There was less talk at the conference about cider and spirits, though conference-goers agreed that both are increasingly important markets that will follow in beer’s footsteps. David Cordtz of the newly opened Sonoma Cider in Healdsburg is planning an ambitious multi-state rollout of his cider by the end of the year, hoping to capitalize on the interest in craft beer. A major challenge for cider, he said, is that it suffers from something of an identity problem: It is produced (and regulated and taxed) like a wine but sold like a beer – in four- and six packs and on tap. That means a cidermaker with larger ambitions has to learn the world of beer distributors, who are better able to service tap-based restaurants and stores designed for beer packages on the shelf.

On the spirits side, the state’s rigid distribution rules remain the main obstacle, distillers say.
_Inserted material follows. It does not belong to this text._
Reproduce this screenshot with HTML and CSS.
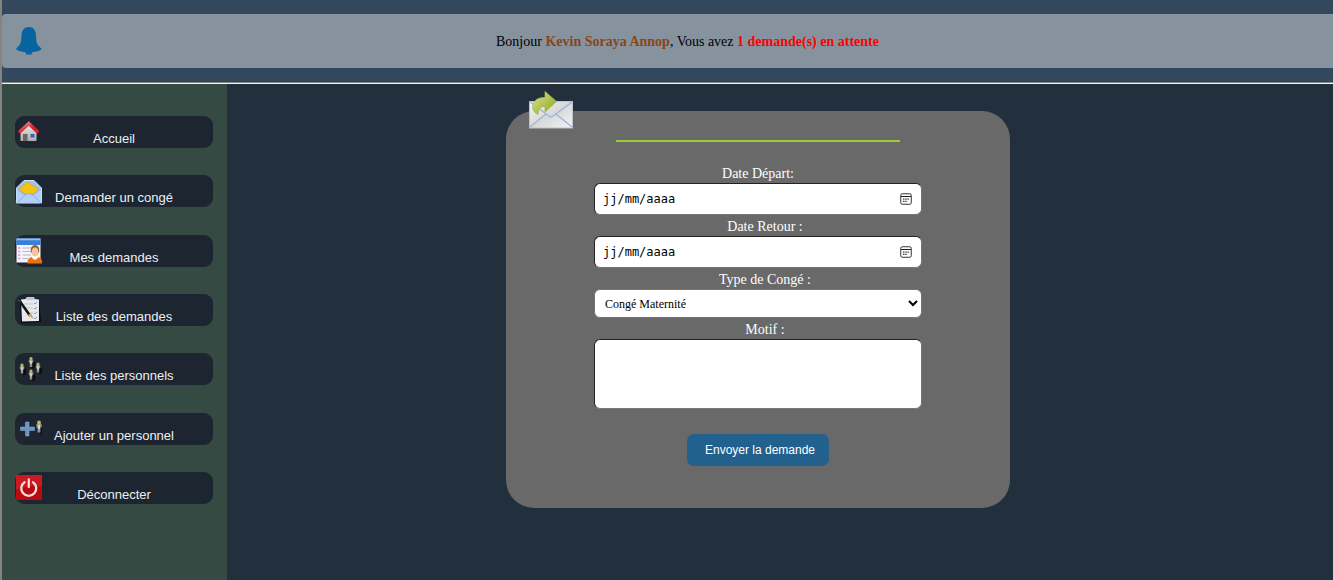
FILE: index.html
```html
<!DOCTYPE html>
<html lang="fr">
<head>
<meta charset="utf-8">
<title>Demander un congé</title>
<link rel="stylesheet" href="styles.css">
</head>
<body>
<header class="topbar">
  <div class="notice">
    <svg class="bell" viewBox="0 0 26 28" aria-hidden="true">
      <path d="M13 0C8.500 0 6 3 5.600 7.500C5.200 12.500 5.300 16 2.800 19L.2 21.500C0 23.500 4 24.500 9.500 25.200L10 27.500H15.500L16 25.200C21 24.500 26 23.500 25.400 21.500L22.700 19C20 16 20.300 12.500 20 7.500C19.600 3 17.200 0 13 0Z" fill="#08649f"/>
    </svg>
    <p class="greeting">Bonjour <b class="user">Kevin Soraya Annop</b>, Vous avez <b class="pending">1 demande(s) en attente</b></p>
  </div>
</header>
<div class="layout">
  <nav class="sidebar">
    <button class="item" type="button">
      <svg class="icon" viewBox="0 0 26 26" aria-hidden="true">
        <defs><linearGradient id="roof" x2="1" y2="1"><stop stop-color="#ff8a8a"/><stop offset=".6" stop-color="#d81f2a"/></linearGradient>
        <linearGradient id="wall" x2="0" y2="1"><stop stop-color="#eee"/><stop offset="1" stop-color="#aaa"/></linearGradient></defs>
        <path d="M4.500 12L13 4L20.500 12V22H4.500Z" fill="url(#wall)"/>
        <rect x="7" y="15" width="4.500" height="7" fill="#6d675b"/>
        <rect x="14" y="14.500" width="5" height="4.500" fill="#3c68ac" stroke="#dde" stroke-width=".6"/>
        <path d="M4 12.500L12.800 4.500L21.200 12.500" fill="none" stroke="url(#roof)" stroke-width="3.400" stroke-linecap="round"/>
      </svg>
      Accueil
    </button>
    <button class="item" type="button">
      <svg class="icon" viewBox="0 0 26 26" aria-hidden="true">
        <path d="M.5 10L8 2.500H18L25.500 10V25H.5Z" fill="#9fc4f3" stroke="#cfe2fb"/>
        <path d="M3 10.500L11.500 4L22.500 11L18 16H8.500Z" fill="#f3c512" stroke="#d9a313" stroke-width=".6"/>
        <path d="M.7 11L9 17L13 15L17 17L25.300 11V25H.7Z" fill="#b0d0f7"/>
        <path d="M1 25L9 17.200Q13 14 17 17.200L25 25M1 11L9 17.200M25 11L17 17.200" fill="none" stroke="#8bb4e8"/>
      </svg>
      Demander un congé
    </button>
    <button class="item" type="button">
      <svg class="icon" viewBox="0 0 26 26" aria-hidden="true">
        <rect width="24" height="24" x=".5" y=".5" fill="#f5f3fb"/>
        <rect width="24" height="6.500" x=".5" y=".5" fill="#3b80d8"/>
        <path d="M1 1.500H24" stroke="#8dbcf5" stroke-width="1.500"/>
        <path d="M2 10H4.500M2 13.500H4.500M2 17H4.500M2 20.500H4.500" stroke="#df9be2" stroke-width="1.500"/>
        <path d="M6.500 10H22M6.500 13.500H15M6.500 17H15M6.500 20.500H12" stroke="#b8b8c4"/>
        <path d="M11.500 25.500Q11 20 16 19H22Q27 20 26 25.500Z" fill="#ee7208"/>
        <path d="M16.500 17H21.500L22 20L19 22L16 20Z" fill="#fff"/>
        <ellipse cx="19" cy="12" rx="4.300" ry="5" fill="#9a602f"/>
        <ellipse cx="19" cy="14" rx="3.300" ry="4.500" fill="#f0c6a0"/>
      </svg>
      Mes demandes
    </button>
    <button class="item" type="button">
      <svg class="icon" viewBox="0 0 26 26" aria-hidden="true">
        <path d="M4 3L23 2L25 25L5 26Z" fill="#08090b"/>
        <path d="M5 2.500L9.500 2L11 0H18L18.500 2L23 2.500V24L6 24.500Z" fill="#e8e8ec"/>
        <path d="M11 0H18L18.500 3H10.500Z" fill="#c3c6ca"/>
        <path d="M8 7H17M8 11H17M12 16H17M14 20H18" stroke="#c4c7cd"/>
        <path d="M18 6l1 1 2-2M18 11l1 1 2-2M18 16l1 1 2-2M18 21l1 1 2-2" fill="none" stroke="#6ba3dc"/>
        <path d="M3 3L13.500 18" stroke="#111418" stroke-width="2.600" stroke-linecap="round"/>
        <path d="M2 2.500L4 5" stroke="#4a4140" stroke-width="2"/>
        <path d="M12 18L15 16L17.500 22Z" fill="#d7a64c"/>
      </svg>
      Liste des demandes
    </button>
    <button class="item" type="button">
      <svg class="icon" viewBox="0 0 26 26" aria-hidden="true">
        <defs><g id="person"><path d="M0 3L4 3L4.500 8L2 10L0 8Z" fill="#07090b" opacity=".8"/><path d="M-2.200 1Q0-.5 2.200 1V3.500L1.200 4V8H-1.200V4L-2.200 3.500Z" fill="#92958e"/><path d="M0 1.500V5" stroke="#f2f2ea" stroke-width="1.200"/><circle cy="-.4" r="1.600" fill="#c9b25c"/></g></defs>
        <use href="#person" x="15" y="3"/><use href="#person" x="6" y="9.500"/><use href="#person" x="22" y="8.500"/><use href="#person" x="15" y="15.500"/>
      </svg>
      Liste des personnels
    </button>
    <button class="item" type="button">
      <svg class="icon" viewBox="0 0 26 26" aria-hidden="true">
        <path d="M9.500 6h3.500v5h5.500v3.500h-5.500v5.500h-3.500v-5.500h-5v-3.500h5Z" fill="#6d93c2" stroke="#8bb0d8" stroke-width=".5"/>
        <g transform="translate(23 7) scale(1.200)"><use href="#person"/></g>
      </svg>
      Ajouter un personnel
    </button>
    <button class="item" type="button">
      <svg class="icon" viewBox="0 0 26 26" aria-hidden="true">
        <rect width="26" height="25" rx="1" fill="#b90a10"/>
        <path d="M0 0H26V12Q13 9 0 15Z" fill="#c81a20"/>
        <path d="M8.500 7.200A7.500 7.500 0 1 0 17 7.200M12.800 4.500V12" fill="none" stroke="#f3dcdc" stroke-width="2.300" stroke-linecap="round"/>
      </svg>
      Déconnecter
    </button>
  </nav>
  <main class="content">
    <form class="card">
      <svg class="mail" viewBox="0 0 44 38" aria-hidden="true">
        <defs><linearGradient id="paper" x2="1" y2="1"><stop stop-color="#f4f5f6"/><stop offset=".5" stop-color="#d6d8da"/><stop offset="1" stop-color="#f2f4f6"/></linearGradient>
        <linearGradient id="arrow" x2="1" y2="1"><stop stop-color="#dbe69a"/><stop offset="1" stop-color="#88a30e"/></linearGradient></defs>
        <rect x=".5" y="10.500" width="43" height="26.500" fill="url(#paper)" stroke="#bfc3c6"/>
        <path d="M1 36L17 23M43 36L27 23M1 11L20 25Q22 26.500 24 25L43 11" fill="none" stroke="#9bb7d3" stroke-width="1.300"/>
        <path d="M16 .5L27.500 10.500L16 21V15.500Q9 15 9 23.500Q2 20 4 13Q7 6 16 6.500Z" fill="url(#arrow)" stroke="#a5b945" stroke-width=".8"/>
      </svg>
      <hr class="rule">
      <label class="label" for="depart">Date Départ:</label>
      <div class="date">
        <input class="field" id="depart" type="text" placeholder="jj/mm/aaaa">
        <button class="picker" type="button" aria-label="Choisir la date de départ">
          <svg class="calendar" viewBox="0 0 12 12" aria-hidden="true"><rect x=".75" y=".75" width="10.500" height="10.500" rx="1.500" fill="none" stroke="#333"/><path d="M1 3.500H11" stroke="#222"/><path d="M3 6.200H9.200M3 8.300H7.500" stroke="#444" stroke-width="1.300" stroke-dasharray="1.500 .7"/></svg>
        </button>
      </div>
      <label class="label label-spaced" for="retour">Date Retour :</label>
      <div class="date">
        <input class="field" id="retour" type="text" placeholder="jj/mm/aaaa">
        <button class="picker" type="button" aria-label="Choisir la date de retour">
          <svg class="calendar" viewBox="0 0 12 12" aria-hidden="true"><rect x=".75" y=".75" width="10.500" height="10.500" rx="1.500" fill="none" stroke="#333"/><path d="M1 3.500H11" stroke="#222"/><path d="M3 6.200H9.200M3 8.300H7.500" stroke="#444" stroke-width="1.300" stroke-dasharray="1.500 .7"/></svg>
        </button>
      </div>
      <label class="label label-spaced" for="type">Type de Congé :</label>
      <select class="field choice" id="type"><option>Congé Maternité</option></select>
      <label class="label label-spaced" for="motif">Motif :</label>
      <textarea class="field motif" id="motif"></textarea>
      <button class="submit" type="submit">Envoyer la demande</button>
    </form>
  </main>
</div>
</body>
</html>
```

FILE: styles.css
```css
* {
  box-sizing: border-box;
}

body {
  margin: 0;
  min-height: 100vh;
  display: flex;
  flex-direction: column;
  border-left: 2px solid #85827f;
  background: #222f3c;
  font-family: "Liberation Serif", "Times New Roman", serif;
  font-size: 14px;
}

.topbar {
  padding: 14px 0 15px;
  background: #33485d;
  border-bottom: 1px solid #f4f4f4;
  box-shadow: inset 0 -1px #858585;
}

.notice {
  display: flex;
  align-items: center;
  height: 54px;
  padding-left: 14px;
  border-radius: 4px 0 0 4px;
  background: #86929e;
}

.bell {
  width: 26px;
  height: 28px;
}

.greeting {
  flex: 1;
  margin: 0;
  padding-top: 2px;
  text-align: center;
}

.user {
  color: #8b4513;
}

.pending {
  color: #f00;
}

.layout {
  flex: 1;
  display: flex;
}

.sidebar {
  display: flex;
  flex-direction: column;
  justify-content: space-between;
  gap: 16px;
  width: 225px;
  padding: 32px 14px 76px 13px;
  background: #354a42;
}

.item {
  position: relative;
  height: 32px;
  padding: 12px 0 0;
  border: 0;
  border-radius: 9px;
  background: #1d2630;
  color: #eceff1;
  font: 13px/22px "Liberation Sans", Arial, sans-serif;
  text-align: center;
}

.icon {
  position: absolute;
  left: 1px;
  top: 3px;
  width: 26px;
  height: 26px;
}

.content {
  flex: 1;
  display: flex;
  justify-content: center;
  align-items: flex-start;
  padding: 27px 44px 27px 0;
}

.card {
  position: relative;
  display: flex;
  flex-direction: column;
  align-items: center;
  width: 504px;
  padding: 29px 88px 42px;
  border-radius: 28px;
  background: #696969;
}

.mail {
  position: absolute;
  left: 23px;
  top: -20px;
  width: 44px;
  height: 38px;
}

.rule {
  width: 284px;
  height: 2px;
  margin: 0 0 20px;
  border: 0;
  background: #9acd32;
}

.label {
  padding-top: 3px;
  color: #fff;
  line-height: 18px;
}

.label-spaced {
  padding-left: 14px;
}

.field {
  display: block;
  width: 100%;
  height: 32px;
  margin: 0;
  padding: 0 8px;
  border: 1px solid #767676;
  border-top-color: #222;
  border-left-color: #222;
  border-radius: 6px;
  background: #fff;
  color: #000;
  font: 12px "DejaVu Sans Mono", monospace;
}

.field::placeholder {
  color: #000;
  opacity: 1;
}

.date {
  position: relative;
  width: 100%;
}

.picker {
  position: absolute;
  right: 10px;
  top: 10px;
  padding: 0;
  border: 0;
  background: none;
}

.calendar {
  display: block;
  width: 12px;
  height: 12px;
}

.choice {
  height: 29px;
  padding: 0 0 0 6px;
  border-color: #767676;
  font: 12px "Liberation Serif", "Times New Roman", serif;
}

.motif {
  height: 70px;
  padding: 8px;
  resize: none;
}

.submit {
  height: 32px;
  margin-top: 25px;
  padding: 0 14px 0 18px;
  border: 0;
  border-radius: 7px;
  background: #22618d;
  color: #fff;
  font: 12px "Liberation Sans", Arial, sans-serif;
}
```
Because distillers are are not allowed to sell their products directly to the public, as brewers and winemakers can, they are at the mercy of distributors. Timo Marshall of Spirit Works in Sebastopol said that system prevents them from doing small scale experiments, or unusual products with no market track record, for fear that no distributor would agree to sell the small batches.

Conference organizers,  the county Economic Development Board, announced at the end that this year’s event was so successful – a sold out crowd of more than 300 – that they already plan to do it again next year. Also, brewer and industry consultant Kevin McGee, who chaired the committee that helped organize the conference, said he plans to keep the committee together in part as an industry networking center to help promote the brand of Sonoma County and maintain some cohesion among the brewers, cider makers and distillers.